Let me start with some background. I apologize that this will be rather long, since I'm hoping for input from people who probably don't much about the following.

Classically, there are two obvious categories whose objects are Banach spaces (let's say all Banach spaces are real for simplicity): in the first, morphisms are bounded linear maps and isomorphisms are exactly what are usually called isomorphisms of Banach spaces; in the second, morphisms are linear contractions (bounded linear maps with norm at most 1) and isomorphisms are linear isometries. These categories distinguish between the "isomorphic" and "isometric" theories of Banach spaces.

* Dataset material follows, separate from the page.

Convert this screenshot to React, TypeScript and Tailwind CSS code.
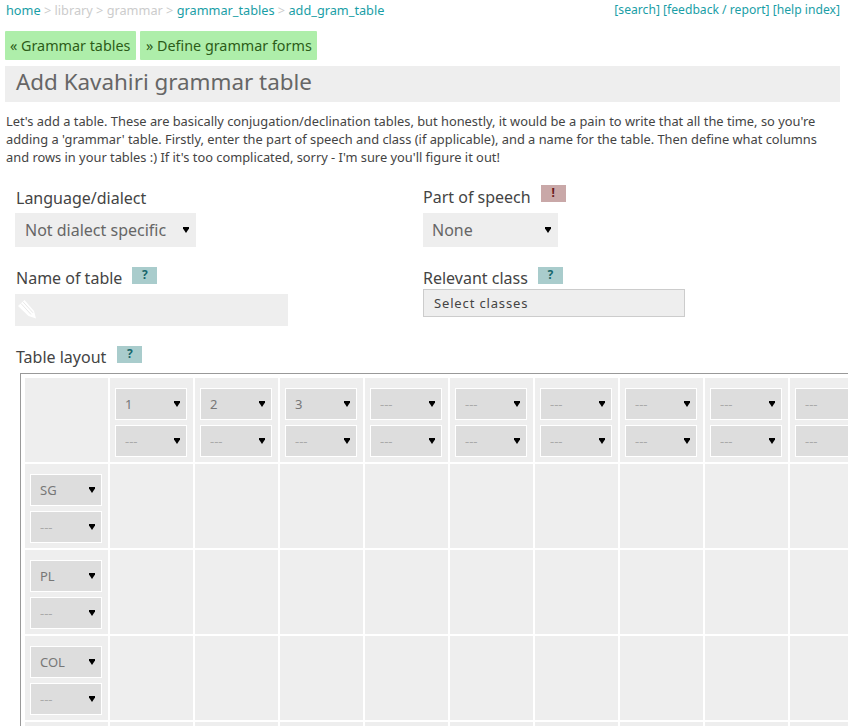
import { ReactNode } from "react";

const columnHeads = ["1", "2", "3", "---", "---", "---", "---", "---", "---"];
const rowHeads = ["SG", "PL", "COL", "---"];

const Badge = ({ kind = "help", className = "" }: { kind?: "help" | "warn"; className?: string }) => (
	<span
		className={
			kind === "warn"
				? `inline-block w-[25px] h-[17px] bg-[#c9a8a8] text-[#6b1818] text-[12px] leading-[15px] font-bold text-center ${className}`
				: `inline-block w-[25px] h-[17px] bg-[#a9cccc] text-[#17666b] text-[12px] leading-[15px] font-bold text-center ${className}`
		}
	>
		{kind === "warn" ? "!" : "?"}
	</span>
);

const Label = ({ children }: { children: ReactNode }) => (
	<span className="text-[16px] leading-[22px] text-[#444]">{children}</span>
);

// select arrow: the flat-topped black triangle
const Arrow = () => (
	<svg viewBox="0 0 6 6" className="absolute right-[7px] top-1/2 -mt-[3px] w-[6px] h-[6px] pointer-events-none">
		<path d="M0 0H6V1.5L3 6L0 1.5Z" fill="#000" />
	</svg>
);

const Pencil = () => (
	<svg viewBox="0 0 18 19" className="absolute left-[3px] top-[6px] w-[18px] h-[19px] pointer-events-none">
		<path d="M0 6L6.500 0L16 11L18 18.500L10.500 16Z" fill="#fff" />
		<path d="M3 3.500L13 14.500M5 1.800L15 12.800" stroke="#e2e2e2" strokeWidth="0.8" fill="none" />
	</svg>
);

const GridSelect = ({ value }: { value: string }) => (
	<div className="relative w-[72px] h-[32px]">
		<select
			defaultValue={value}
			className={`block appearance-none w-full h-full bg-[#ddd] border border-white pl-[9px] pt-[1px] text-[13px] ${value === "---" ? "text-[#aaa]" : "text-[#777]"}`}
		>
			<option>{value}</option>
		</select>
		<Arrow />
	</div>
);

export default function App() {
	return (
		<div className="w-[848px] h-[726px] overflow-hidden bg-white font-['Noto_Sans','Open_Sans',sans-serif] text-[#444]">
			<div className="flex justify-between pl-[6px] pr-[8px] pt-[1px] h-[31px]">
				<div className="text-[12.73px] leading-[18px] text-[#ccc]">
					<a className="text-[#1a9ea6]">home</a> &gt; library &gt; grammar &gt;{" "}
					<a className="text-[#1a9ea6]">grammar_tables</a> &gt;{" "}
					<a className="text-[#1a9ea6]">add_gram_table</a>
				</div>
				<div className="text-[12.15px] leading-[18px] text-[#1a9ea6]">[search] [feedback / report] [help index]</div>
			</div>

			<div className="flex gap-[4px] pl-[5px]">
				<a className="h-[29px] w-[131px] bg-[#aeeeaa] rounded-[1px] pl-[5px] text-[14.35px] leading-[29px] text-[#2c5c18]">« Grammar tables</a>
				<a className="h-[29px] w-[177px] bg-[#aeeeaa] rounded-[1px] pl-[6px] text-[14.35px] leading-[29px] text-[#2c5c18]">» Define grammar forms</a>
			</div>

			<h1 className="mt-[6px] ml-[5px] w-[835px] h-[36px] bg-[#eee] pl-[11px] text-[22.4px] leading-[32px] text-[#666]">
				Add Kavahiri grammar table
			</h1>

			<p className="mt-[10px] mx-[6px] w-[830px] text-[12.85px] leading-[18px] text-[#444]">
				Let's add a table. These are basically conjugation/declination tables, but honestly, it would be a pain to write that all the time, so you're
				adding a 'grammar' table. Firstly, enter the part of speech and class (if applicable), and a name for the table. Then define what columns
				and rows in your tables :) If it's too complicated, sorry - I'm sure you'll figure it out!
			</p>

			<div className="grid grid-cols-[408px_1fr] pl-[15px] mt-[20px]">
				<div className="h-[70px]">
					<div className="pl-[1px] h-[22px]"><Label>Language/dialect</Label></div>
					<div className="relative mt-[5px] w-[181px] h-[34px]">
						<select className="block appearance-none w-full h-full bg-[#eee] pl-[10px] text-[16px] text-[#666]">
							<option>Not dialect specific</option>
						</select>
						<Arrow />
					</div>
				</div>
				<div className="h-[70px]">
					<div className="flex items-start h-[22px]">
						<Label>Part of speech</Label>
						<Badge kind="warn" className="ml-[10px] -mt-[1px]" />
					</div>
					<div className="relative mt-[5px] w-[135px] h-[34px]">
						<select className="block appearance-none w-full h-full bg-[#eee] pl-[9px] text-[16px] text-[#666]">
							<option>None</option>
						</select>
						<Arrow />
					</div>
				</div>

				<div className="h-[90px] pt-[11px]">
					<div className="flex items-start pl-[1px] h-[22px]">
						<Label>Name of table</Label>
						<Badge className="ml-[10px]" />
					</div>
					<div className="relative mt-[5px] w-[273px] h-[32px]">
						<input className="block w-full h-full bg-[#eee] pl-[26px] text-[16px]" />
						<Pencil />
					</div>
				</div>
				<div className="h-[90px] pt-[11px]">
					<div className="flex items-start h-[22px]">
						<Label>Relevant class</Label>
						<Badge className="ml-[10px]" />
					</div>
					<button className="block w-[262px] h-[28px] bg-[#eee] border border-[#ccc] pl-[10px] pt-[1px] text-left text-[13px] tracking-[0.85px] text-[#444]">
						Select classes
					</button>
				</div>
			</div>

			<div className="flex items-start pl-[16px] h-[27px]">
				<Label>Table layout</Label>
				<Badge className="ml-[11px]" />
			</div>

			<table className="ml-[20px] w-[858px] border border-[#999] border-separate border-spacing-[2px] p-[2px] table-fixed">
				<tbody>
					<tr>
						<td className="h-[84px] bg-[#eee]"></td>
						{columnHeads.map((value, i) => (
							<td key={i} className="h-[84px] bg-[#eee] pl-[5px] pt-[10px] align-top">
								<div className="flex flex-col gap-[5px]">
									<GridSelect value={value} />
									<GridSelect value="---" />
								</div>
							</td>
						))}
					</tr>
					{rowHeads.map((value, r) => (
						<tr key={r}>
							<td className="h-[84px] bg-[#eee] pl-[5px] pt-[10px] align-top">
								<div className="flex flex-col gap-[5px]">
									<GridSelect value={value} />
									<GridSelect value="---" />
								</div>
							</td>
							{columnHeads.map((_, i) => (
								<td key={i} className="h-[84px] bg-[#eee]"></td>
							))}
						</tr>
					))}
				</tbody>
			</table>
		</div>
	);
}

Now if I'm interested in finite-dimensional spaces, then the "isomorphic" category is not rigid enough, because any two n-dimensional Banach spaces are isomorphic. But the isometric category is too rigid for most purposes. So we get more quantitative about our isomorphisms. One way to do this is with the Banach-Mazur distance. If X and Y are both n-dimensional Banach spaces, $$d(X,Y) = \inf_T (\lVert T \rVert \lVert T^{-1} \rVert),$$ where the infimum is over all linear isomorphisms $T:X\to Y$. Then $\log d$ is a metric on the class of isometry classes of n-dimensional Banach spaces.

Theorems about spaces of arbitrary dimension which include some constants independent of the dimension are characterized as "isomorphic results". One example is Kashin's theorem: There exists a constant c>0 such that for every n, $\ell_1^n$ has a subspace X with $\dim X = m= \lfloor n/2 \rfloor$ such that $d(X,\ell_2^m) < c$. (Here $\ell_p^n$ denotes R^n with the $\ell_p$ norm $\lVert x \rVert_p = (\sum |x_i|^p)^{1/p}$.) Thus $\ell_1^n$ contains an n/2-dimensional subspace isomorphic to Hilbert space in a dimension-independent way.

On the other hand there are "almost isometric" results, typified by Dvoretzky's theorem: There exists a function $f$ such that for every n-dimensional Banach space X and every $\varepsilon > 0$, X has a subspace Y with $\dim Y = m \ge f(\varepsilon) \log (n+1)$ such that $d(Y,\ell_2^m) < 1+\varepsilon$. Thus any space contains subspaces, of not too small dimension, which are arbitrarily close to being isometrically Hilbert spaces.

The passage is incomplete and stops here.